= William Langhorne Bond =

American aviator and aviation executive

William Langhorne Bond (November 12, 1893 – July 17, 1985) was an American aviator and aviation executive. From 1931 until 1948 he was operations manager and vice-president of China National Aviation Corporation.

He was born in Petersburg, Virginia, the second son of Thomas Baker and Mary (Langhorne) Bond. After completing high school in 1911 he joined a heavy construction company. When the United States entered World War I, he volunteered for the Army, joining a Virginia National Guard unit. He completed officer training while serving in Europe and demobilized with the rank of lieutenant in 1919.

He resumed working in the civil construction industry until contacted by George Conrad Westervelt of Curtis Aviation, (soon to become Curtiss-Wright Corporation) in 1929 to manage construction of a new aircraft factory in Baltimore. The plant was completed but due to the Black Tuesday stock market crash of 1929 the facility stayed idle.

==China National Aviation Corporation==
In 1930 the Curtiss-Wright Corporation owned a 45% stake in the China National Aviation Corporation, in partnership with the Nationalist government of China. Westervelt selected Bond as the manager for CNAC, and Bond arrived in Shanghai in 1931. The first route ran from Hankou to Chongqing, along the Yangtze River. Since prepared airfields were uncommon at that time, the initial airline fleet consisted of six Loening Aeronautical Engineering "Air Yacht" flying boat amphibious aircraft, which could land on a river or other open water as well as landing fields.
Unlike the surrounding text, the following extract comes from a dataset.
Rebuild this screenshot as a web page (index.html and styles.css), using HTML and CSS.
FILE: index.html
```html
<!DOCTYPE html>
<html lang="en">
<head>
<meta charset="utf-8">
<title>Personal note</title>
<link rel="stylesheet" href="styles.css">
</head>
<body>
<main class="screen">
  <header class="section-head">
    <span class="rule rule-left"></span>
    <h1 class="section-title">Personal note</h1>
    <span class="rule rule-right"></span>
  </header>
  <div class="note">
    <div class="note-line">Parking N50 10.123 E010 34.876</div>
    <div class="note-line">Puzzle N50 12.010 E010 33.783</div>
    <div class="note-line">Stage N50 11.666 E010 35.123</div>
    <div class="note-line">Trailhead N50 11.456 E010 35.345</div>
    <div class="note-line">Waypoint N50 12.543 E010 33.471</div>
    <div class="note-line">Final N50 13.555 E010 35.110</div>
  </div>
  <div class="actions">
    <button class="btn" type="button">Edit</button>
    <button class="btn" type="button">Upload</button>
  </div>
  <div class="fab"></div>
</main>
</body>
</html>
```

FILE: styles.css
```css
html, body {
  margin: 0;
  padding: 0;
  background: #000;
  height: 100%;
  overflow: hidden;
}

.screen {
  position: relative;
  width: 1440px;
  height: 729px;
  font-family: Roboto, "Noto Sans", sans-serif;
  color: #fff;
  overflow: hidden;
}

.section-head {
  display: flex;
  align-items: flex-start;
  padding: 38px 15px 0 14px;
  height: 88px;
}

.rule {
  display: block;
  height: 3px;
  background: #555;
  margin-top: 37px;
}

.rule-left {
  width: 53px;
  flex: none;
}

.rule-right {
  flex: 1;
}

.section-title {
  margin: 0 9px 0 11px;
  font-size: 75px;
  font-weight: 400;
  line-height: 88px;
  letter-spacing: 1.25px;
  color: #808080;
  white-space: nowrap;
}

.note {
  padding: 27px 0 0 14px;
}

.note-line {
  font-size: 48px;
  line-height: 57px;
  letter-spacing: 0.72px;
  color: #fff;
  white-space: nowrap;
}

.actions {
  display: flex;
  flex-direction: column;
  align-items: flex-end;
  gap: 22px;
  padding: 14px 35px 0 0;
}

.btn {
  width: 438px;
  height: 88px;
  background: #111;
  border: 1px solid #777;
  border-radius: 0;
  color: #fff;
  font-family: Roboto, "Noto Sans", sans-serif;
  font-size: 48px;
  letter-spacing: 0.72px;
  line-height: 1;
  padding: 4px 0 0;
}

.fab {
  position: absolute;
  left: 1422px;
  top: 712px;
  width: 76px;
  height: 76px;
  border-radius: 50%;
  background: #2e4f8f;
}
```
A second scheduled air route between Shanghai to Beijing could not be put into operation until 1933; during this time there was a major flood of the Yangtze river and the Japanese invasion (Mukden Incident) of mainland China.
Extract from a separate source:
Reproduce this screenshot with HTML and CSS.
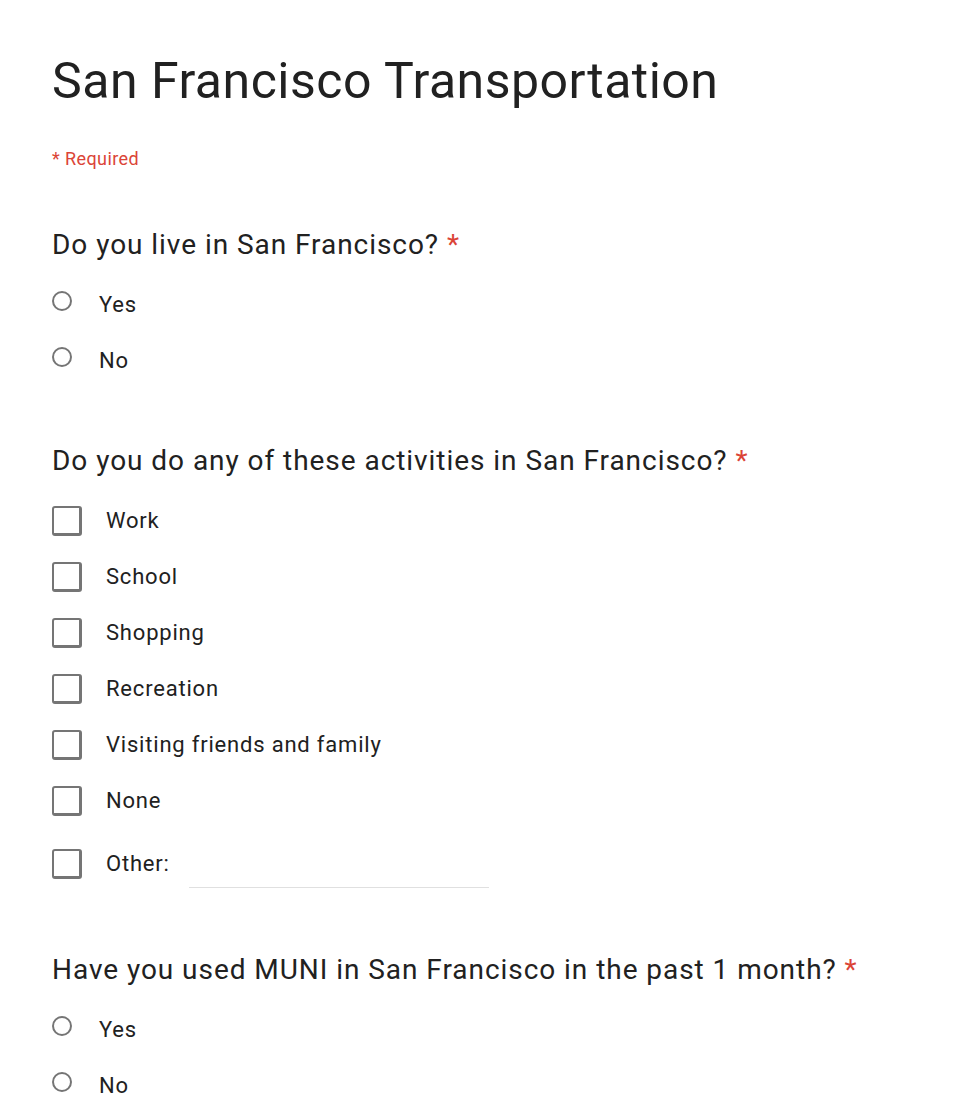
FILE: index.html
```html
<!DOCTYPE html>
<html>
<head>
<meta charset="utf-8">
<link rel="stylesheet" href="styles.css">
</head>
<body>
<main class="form">
  <h1 class="title">San Francisco Transportation</h1>
  <div class="required-note">* Required</div>

  <section class="question">
    <h2 class="q-title">Do you live in San Francisco? <span class="star">*</span></h2>
    <div class="options">
      <label class="opt"><span class="radio"></span><span class="radio-label">Yes</span></label>
      <label class="opt"><span class="radio"></span><span class="radio-label">No</span></label>
    </div>
  </section>

  <section class="question">
    <h2 class="q-title">Do you do any of these activities in San Francisco? <span class="star">*</span></h2>
    <div class="options">
      <label class="opt"><span class="check"></span><span class="check-label">Work</span></label>
      <label class="opt"><span class="check"></span><span class="check-label">School</span></label>
      <label class="opt"><span class="check"></span><span class="check-label">Shopping</span></label>
      <label class="opt"><span class="check"></span><span class="check-label">Recreation</span></label>
      <label class="opt"><span class="check"></span><span class="check-label">Visiting friends and family</span></label>
      <label class="opt"><span class="check"></span><span class="check-label">None</span></label>
      <label class="opt opt-other"><span class="check"></span><span class="check-label">Other:</span><span class="other-input"></span></label>
    </div>
  </section>

  <section class="question">
    <h2 class="q-title">Have you used MUNI in San Francisco in the past 1 month? <span class="star">*</span></h2>
    <div class="options">
      <label class="opt"><span class="radio"></span><span class="radio-label">Yes</span></label>
      <label class="opt"><span class="radio"></span><span class="radio-label">No</span></label>
    </div>
  </section>
</main>
</body>
</html>
```

FILE: styles.css
```css
html, body {
  margin: 0;
  padding: 0;
  background: #ffffff;
}

body {
  font-family: Roboto, "Noto Sans", Arial, sans-serif;
  color: #212121;
}

.form {
  padding: 52px 0 0 52px;
}

.title {
  margin: 0;
  font-size: 50px;
  line-height: 58px;
  font-weight: 400;
  letter-spacing: 0.5px;
  color: #212121;
}

.required-note {
  margin-top: 39px;
  font-size: 18px;
  line-height: 20px;
  letter-spacing: 0.4px;
  color: #db4437;
}

.question {
  margin-top: 60px;
}

.q-title {
  margin: 0;
  font-size: 28px;
  line-height: 32px;
  font-weight: 400;
  letter-spacing: 0.95px;
  color: #212121;
}

.star {
  color: #db4437;
}

.options {
  display: flex;
  flex-direction: column;
  margin-top: 12px;
}

.opt {
  display: flex;
  align-items: flex-start;
  height: 56px;
}

.radio {
  box-sizing: border-box;
  width: 20px;
  height: 20px;
  margin-top: 18px;
  border: 2px solid #757575;
  border-radius: 50%;
  flex: none;
}

.radio-label {
  margin-left: 27px;
  margin-top: 20px;
  font-size: 22px;
  line-height: 24px;
  letter-spacing: 0.8px;
  color: #212121;
}

.check {
  box-sizing: border-box;
  width: 30px;
  height: 30px;
  margin-top: 17px;
  border: 2px solid #757575;
  border-right-width: 3px;
  border-bottom-width: 3px;
  border-radius: 3px;
  flex: none;
}

.check-label {
  margin-left: 24px;
  margin-top: 20px;
  font-size: 22px;
  line-height: 24px;
  letter-spacing: 0.8px;
  color: #212121;
}

.opt-other {
  margin-top: 7px;
  height: 62px;
}

.other-input {
  width: 300px;
  height: 40px;
  margin-left: 19px;
  margin-top: 15px;
  border-bottom: 1px solid #e0e0e0;
}
```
In 1933 Pan American Airways bought out the 45% share of CNAC that was held by Curtiss-Wright. Pan Am wished to obtain landing rights in China for trans-Pacific routes, but due to international treaties forced on China in the 19th century, granting landing rights to an American company would also require China to grant landing rights to Japan, which had just invaded China. Bond maintained his VP of operations position after the new Pan Am ownership; a new route was added to the CNAC system by Pan Am.

In 1937 on the outbreak of the war between China and Japan, due to growing concerns about preserving American neutrality, Bond effectively resigned from his position at Pan-Am and became a direct employee of CNAC. As the war progressed, Bond realized the importance of an air route between India, Burma and China. In 1941 he wrote a memorandum outlining the possibilities of what was later to be known as The Hump route. Bond attempted to keep the civilian nature of the airline intact during the war.

==Return to the United States==
After the Chinese Communist Revolution, the Pan Am interest in CNAC was wound up. In spite of operations during civil and global war, Pan Am's remaining share of CNAC was sold to the Chinese government at a profit. Bond returned to the United States in 1950. He purchased a working farm and served on the board of directors of the Kentucky River Coal Company. William Bond died in 1985.

Bond had started compiling his memoirs, which were later edited by James E. Ellis and published in 2001 as "Wings for an Embattled China".

==Family==
While returning from a vacation in the United States in 1934, Bond met Katherine Dunlop (1905–1988); they were married in Beijing May 15, 1935. The couple had two sons, Langhorne Bond (who later became head of the Federal Aviation Administration) and Thomas Dunlop Bond (July 12, 1942-).